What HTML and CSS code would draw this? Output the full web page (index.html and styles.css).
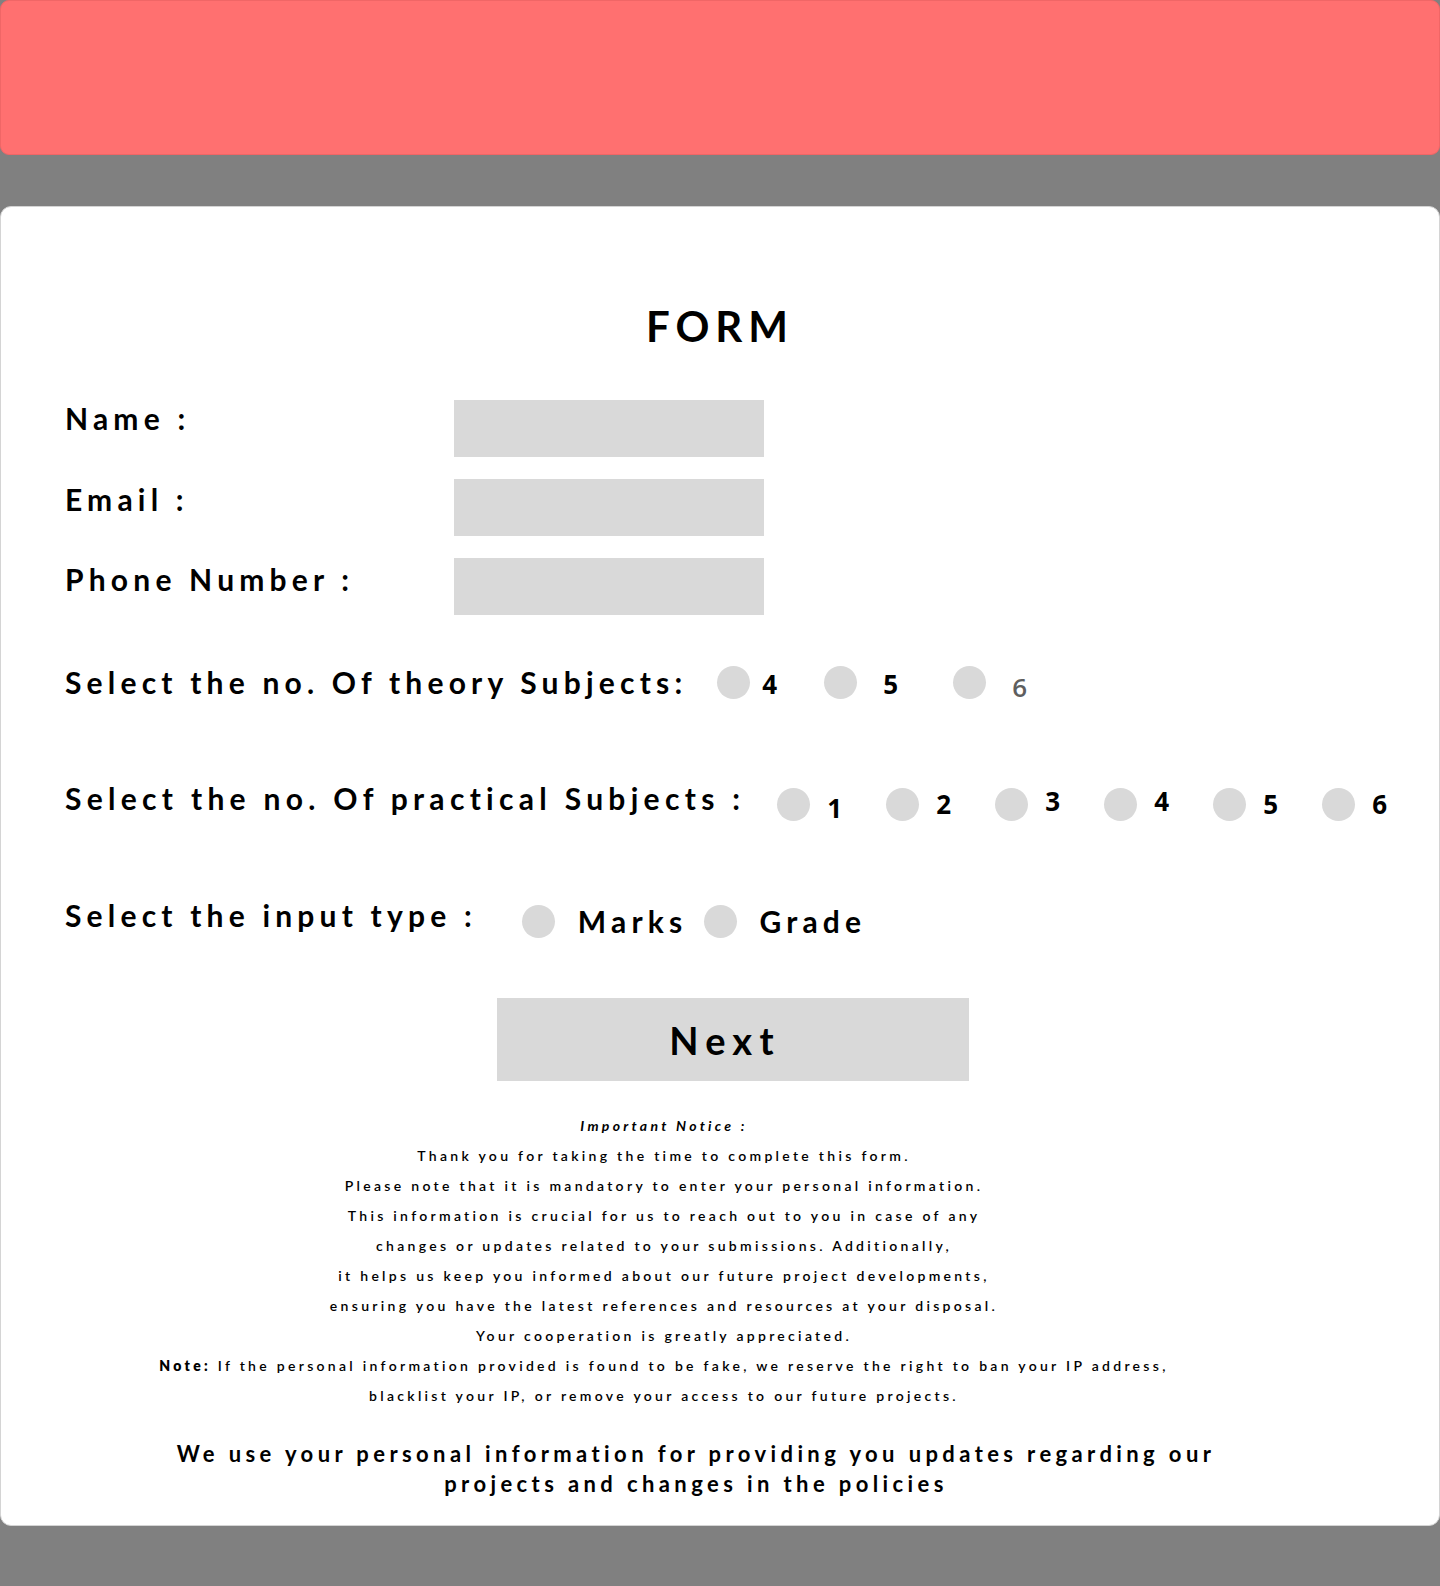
FILE: index.html
```html
<!DOCTYPE html>
<html lang="en">
<head>
<meta charset="utf-8">
<title>Form</title>
<link rel="stylesheet" href="styles.css">
</head>
<body>
<header class="topbar"></header>
<main class="card">
  <h1 class="title">FORM</h1>

  <div class="fields">
    <label class="label">Name :</label>
    <div class="input"></div>
    <label class="label label-email">Email :</label>
    <div class="input"></div>
    <label class="label label-phone">Phone Number :</label>
    <div class="input"></div>
  </div>

  <div class="choice-row row-theory">
    <span class="label">Select the no. Of theory Subjects:</span>
    <div class="opts">
      <div class="opt opt-t1"><span class="radio"></span><span class="digit">4</span></div>
      <div class="opt opt-t2"><span class="radio"></span><span class="digit">5</span></div>
      <div class="opt opt-t3"><span class="radio"></span><span class="digit digit-grey">6</span></div>
    </div>
  </div>

  <div class="choice-row row-practical">
    <span class="label">Select the no. Of practical Subjects :</span>
    <div class="opts">
      <div class="opt opt-p"><span class="radio"></span><span class="digit d-low">1</span></div>
      <div class="opt opt-p"><span class="radio"></span><span class="digit d-mid">2</span></div>
      <div class="opt opt-p"><span class="radio"></span><span class="digit d-hi">3</span></div>
      <div class="opt opt-p"><span class="radio"></span><span class="digit d-hi">4</span></div>
      <div class="opt opt-p"><span class="radio"></span><span class="digit d-mid">5</span></div>
      <div class="opt opt-p"><span class="radio"></span><span class="digit d-mid">6</span></div>
    </div>
  </div>

  <div class="choice-row row-type">
    <span class="label">Select the input type :</span>
    <div class="opts">
      <div class="opt opt-marks"><span class="radio"></span><span class="word">Marks</span></div>
      <div class="opt opt-grade"><span class="radio"></span><span class="word">Grade</span></div>
    </div>
  </div>

  <div class="btn-wrap">
    <button class="next-btn" type="button">Next</button>
  </div>

  <section class="notice">
    <p class="notice-head">Important Notice :</p>
    <p>Thank you for taking the time to complete this form.</p>
    <p>Please note that it is mandatory to enter your personal information.</p>
    <p>This information is crucial for us to reach out to you in case of any</p>
    <p>changes or updates related to your submissions. Additionally,</p>
    <p>it helps us keep you informed about our future project developments,</p>
    <p>ensuring you have the latest references and resources at your disposal.</p>
    <p>Your cooperation is greatly appreciated.</p>
    <p><strong>Note:</strong> If the personal information provided is found to be fake, we reserve the right to ban your IP address,</p>
    <p>blacklist your IP, or remove your access to our future projects.</p>
  </section>

  <p class="footer-note">We use your personal information for providing you updates regarding our<br>projects and changes in the policies</p>
</main>
</body>
</html>
```

FILE: styles.css
```css
* { box-sizing: border-box; }

html, body {
  margin: 0;
  padding: 0;
}

body {
  background: #808080;
  font-family: Lato, "Open Sans", "DejaVu Sans", sans-serif;
  color: #000;
  padding-bottom: 61px;
}

.topbar {
  display: block;
  height: 155px;
  background: #ff7070;
  border-radius: 9px;
  border: 1px solid #f06666;
}

.card {
  display: block;
  margin-top: 51px;
  background: #fff;
  border: 1px solid #d4d4d4;
  border-radius: 11px;
  padding: 94px 0 26px 64px;
}

.title {
  margin: 0 0 0 -64px;
  font-size: 42px;
  line-height: 50px;
  font-weight: 700;
  letter-spacing: 6px;
  text-align: center;
}

.label {
  font-size: 30px;
  line-height: 36px;
  font-weight: 700;
  letter-spacing: 5.2px;
  white-space: nowrap;
}

.label-email { padding-top: 2px; }
.label-phone { padding-top: 3px; }

.fields {
  margin-top: 49px;
  display: grid;
  grid-template-columns: 389px 310px;
  grid-auto-rows: 57px;
  row-gap: 22px;
  align-items: start;
}

.input {
  height: 57px;
  background: #d9d9d9;
}

.choice-row {
  display: flex;
  align-items: flex-start;
}

.row-theory { margin-top: 49px; gap: 30px; }
.row-practical { margin-top: 76px; gap: 32px; }
.row-type { margin-top: 72px; gap: 45px; }

.opts {
  display: flex;
  align-items: flex-start;
}

.row-theory .opts { padding-top: 2px; }
.row-practical .opts { padding-top: 8px; }
.row-type .opts { padding-top: 8px; }

.row-practical .label { letter-spacing: 5.3px; }

.opt {
  display: flex;
  align-items: flex-start;
}

.radio {
  flex: none;
  width: 33px;
  height: 33px;
  border-radius: 50%;
  background: #d9d9d9;
}

.digit {
  font-family: "Open Sans", Lato, sans-serif;
  font-weight: 700;
  font-size: 26px;
  line-height: 33px;
  padding-top: 2px;
}

.digit-grey {
  color: #5e5e5e;
  font-weight: 600;
  font-size: 26px;
  padding-top: 5px;
}

.opt-t1 { width: 107px; gap: 12px; }
.opt-t2 { width: 129px; gap: 26px; }
.opt-t3 { gap: 26px; }

.opt-p { width: 109px; gap: 17px; }

.d-low { padding-top: 4px; }
.d-mid { padding-top: 0; }
.d-hi { padding-top: 0; margin-top: -3px; }

.word {
  font-size: 30px;
  line-height: 33px;
  font-weight: 700;
  letter-spacing: 5.2px;
}

.opt-marks { gap: 23px; margin-right: 17px; }
.opt-grade { gap: 22px; }

.btn-wrap {
  margin-top: 60px;
  display: flex;
  justify-content: center;
  margin-left: -64px;
  padding-left: 26px;
}

.next-btn {
  width: 472px;
  height: 83px;
  border: none;
  border-radius: 0;
  background: #d9d9d9;
  font-family: Lato, "Open Sans", sans-serif;
  font-size: 38px;
  font-weight: 700;
  letter-spacing: 7.2px;
  color: #000;
  padding: 0 16px 0 0;
}

.notice {
  margin: 30px 0 0 -64px;
  padding-right: 112px;
  text-align: center;
}

.notice p {
  margin: 0;
  font-size: 14px;
  line-height: 30px;
  letter-spacing: 3.3px;
  font-weight: 600;
}

.notice .notice-head {
  font-style: italic;
  font-weight: 700;
}

.notice strong { font-weight: 800; }

.footer-note {
  margin: 28px 0 0 -64px;
  padding-right: 48px;
  text-align: center;
  font-size: 22px;
  line-height: 30px;
  font-weight: 700;
  letter-spacing: 4.4px;
}
```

## The problem
Write out the listing above again, exactly, but with no pictures in the copy.

## Result of this exercise
What HTML and CSS code would draw this? Output the full web page (index.html and styles.css).
FILE: index.html
```html
<!DOCTYPE html>
<html lang="en">
<head>
<meta charset="utf-8">
<title>Form</title>
<link rel="stylesheet" href="styles.css">
</head>
<body>
<header class="topbar"></header>
<main class="card">
  <h1 class="title">FORM</h1>

  <div class="fields">
    <label class="label">Name :</label>
    <div class="input"></div>
    <label class="label label-email">Email :</label>
    <div class="input"></div>
    <label class="label label-phone">Phone Number :</label>
    <div class="input"></div>
  </div>

  <div class="choice-row row-theory">
    <span class="label">Select the no. Of theory Subjects:</span>
    <div class="opts">
      <div class="opt opt-t1"><span class="radio"></span><span class="digit">4</span></div>
      <div class="opt opt-t2"><span class="radio"></span><span class="digit">5</span></div>
      <div class="opt opt-t3"><span class="radio"></span><span class="digit digit-grey">6</span></div>
    </div>
  </div>

  <div class="choice-row row-practical">
    <span class="label">Select the no. Of practical Subjects :</span>
    <div class="opts">
      <div class="opt opt-p"><span class="radio"></span><span class="digit d-low">1</span></div>
      <div class="opt opt-p"><span class="radio"></span><span class="digit d-mid">2</span></div>
      <div class="opt opt-p"><span class="radio"></span><span class="digit d-hi">3</span></div>
      <div class="opt opt-p"><span class="radio"></span><span class="digit d-hi">4</span></div>
      <div class="opt opt-p"><span class="radio"></span><span class="digit d-mid">5</span></div>
      <div class="opt opt-p"><span class="radio"></span><span class="digit d-mid">6</span></div>
    </div>
  </div>

  <div class="choice-row row-type">
    <span class="label">Select the input type :</span>
    <div class="opts">
      <div class="opt opt-marks"><span class="radio"></span><span class="word">Marks</span></div>
      <div class="opt opt-grade"><span class="radio"></span><span class="word">Grade</span></div>
    </div>
  </div>

  <div class="btn-wrap">
    <button class="next-btn" type="button">Next</button>
  </div>

  <section class="notice">
    <p class="notice-head">Important Notice :</p>
    <p>Thank you for taking the time to complete this form.</p>
    <p>Please note that it is mandatory to enter your personal information.</p>
    <p>This information is crucial for us to reach out to you in case of any</p>
    <p>changes or updates related to your submissions. Additionally,</p>
    <p>it helps us keep you informed about our future project developments,</p>
    <p>ensuring you have the latest references and resources at your disposal.</p>
    <p>Your cooperation is greatly appreciated.</p>
    <p><strong>Note:</strong> If the personal information provided is found to be fake, we reserve the right to ban your IP address,</p>
    <p>blacklist your IP, or remove your access to our future projects.</p>
  </section>

  <p class="footer-note">We use your personal information for providing you updates regarding our<br>projects and changes in the policies</p>
</main>
</body>
</html>
```

FILE: styles.css
```css
* { box-sizing: border-box; }

html, body {
  margin: 0;
  padding: 0;
}

body {
  background: #808080;
  font-family: Lato, "Open Sans", "DejaVu Sans", sans-serif;
  color: #000;
  padding-bottom: 61px;
}

.topbar {
  display: block;
  height: 155px;
  background: #ff7070;
  border-radius: 9px;
  border: 1px solid #f06666;
}

.card {
  display: block;
  margin-top: 51px;
  background: #fff;
  border: 1px solid #d4d4d4;
  border-radius: 11px;
  padding: 94px 0 26px 64px;
}

.title {
  margin: 0 0 0 -64px;
  font-size: 42px;
  line-height: 50px;
  font-weight: 700;
  letter-spacing: 6px;
  text-align: center;
}

.label {
  font-size: 30px;
  line-height: 36px;
  font-weight: 700;
  letter-spacing: 5.2px;
  white-space: nowrap;
}

.label-email { padding-top: 2px; }
.label-phone { padding-top: 3px; }

.fields {
  margin-top: 49px;
  display: grid;
  grid-template-columns: 389px 310px;
  grid-auto-rows: 57px;
  row-gap: 22px;
  align-items: start;
}

.input {
  height: 57px;
  background: #d9d9d9;
}

.choice-row {
  display: flex;
  align-items: flex-start;
}

.row-theory { margin-top: 49px; gap: 30px; }
.row-practical { margin-top: 76px; gap: 32px; }
.row-type { margin-top: 72px; gap: 45px; }

.opts {
  display: flex;
  align-items: flex-start;
}

.row-theory .opts { padding-top: 2px; }
.row-practical .opts { padding-top: 8px; }
.row-type .opts { padding-top: 8px; }

.row-practical .label { letter-spacing: 5.3px; }

.opt {
  display: flex;
  align-items: flex-start;
}

.radio {
  flex: none;
  width: 33px;
  height: 33px;
  border-radius: 50%;
  background: #d9d9d9;
}

.digit {
  font-family: "Open Sans", Lato, sans-serif;
  font-weight: 700;
  font-size: 26px;
  line-height: 33px;
  padding-top: 2px;
}

.digit-grey {
  color: #5e5e5e;
  font-weight: 600;
  font-size: 26px;
  padding-top: 5px;
}

.opt-t1 { width: 107px; gap: 12px; }
.opt-t2 { width: 129px; gap: 26px; }
.opt-t3 { gap: 26px; }

.opt-p { width: 109px; gap: 17px; }

.d-low { padding-top: 4px; }
.d-mid { padding-top: 0; }
.d-hi { padding-top: 0; margin-top: -3px; }

.word {
  font-size: 30px;
  line-height: 33px;
  font-weight: 700;
  letter-spacing: 5.2px;
}

.opt-marks { gap: 23px; margin-right: 17px; }
.opt-grade { gap: 22px; }

.btn-wrap {
  margin-top: 60px;
  display: flex;
  justify-content: center;
  margin-left: -64px;
  padding-left: 26px;
}

.next-btn {
  width: 472px;
  height: 83px;
  border: none;
  border-radius: 0;
  background: #d9d9d9;
  font-family: Lato, "Open Sans", sans-serif;
  font-size: 38px;
  font-weight: 700;
  letter-spacing: 7.2px;
  color: #000;
  padding: 0 16px 0 0;
}

.notice {
  margin: 30px 0 0 -64px;
  padding-right: 112px;
  text-align: center;
}

.notice p {
  margin: 0;
  font-size: 14px;
  line-height: 30px;
  letter-spacing: 3.3px;
  font-weight: 600;
}

.notice .notice-head {
  font-style: italic;
  font-weight: 700;
}

.notice strong { font-weight: 800; }

.footer-note {
  margin: 28px 0 0 -64px;
  padding-right: 48px;
  text-align: center;
  font-size: 22px;
  line-height: 30px;
  font-weight: 700;
  letter-spacing: 4.4px;
}
```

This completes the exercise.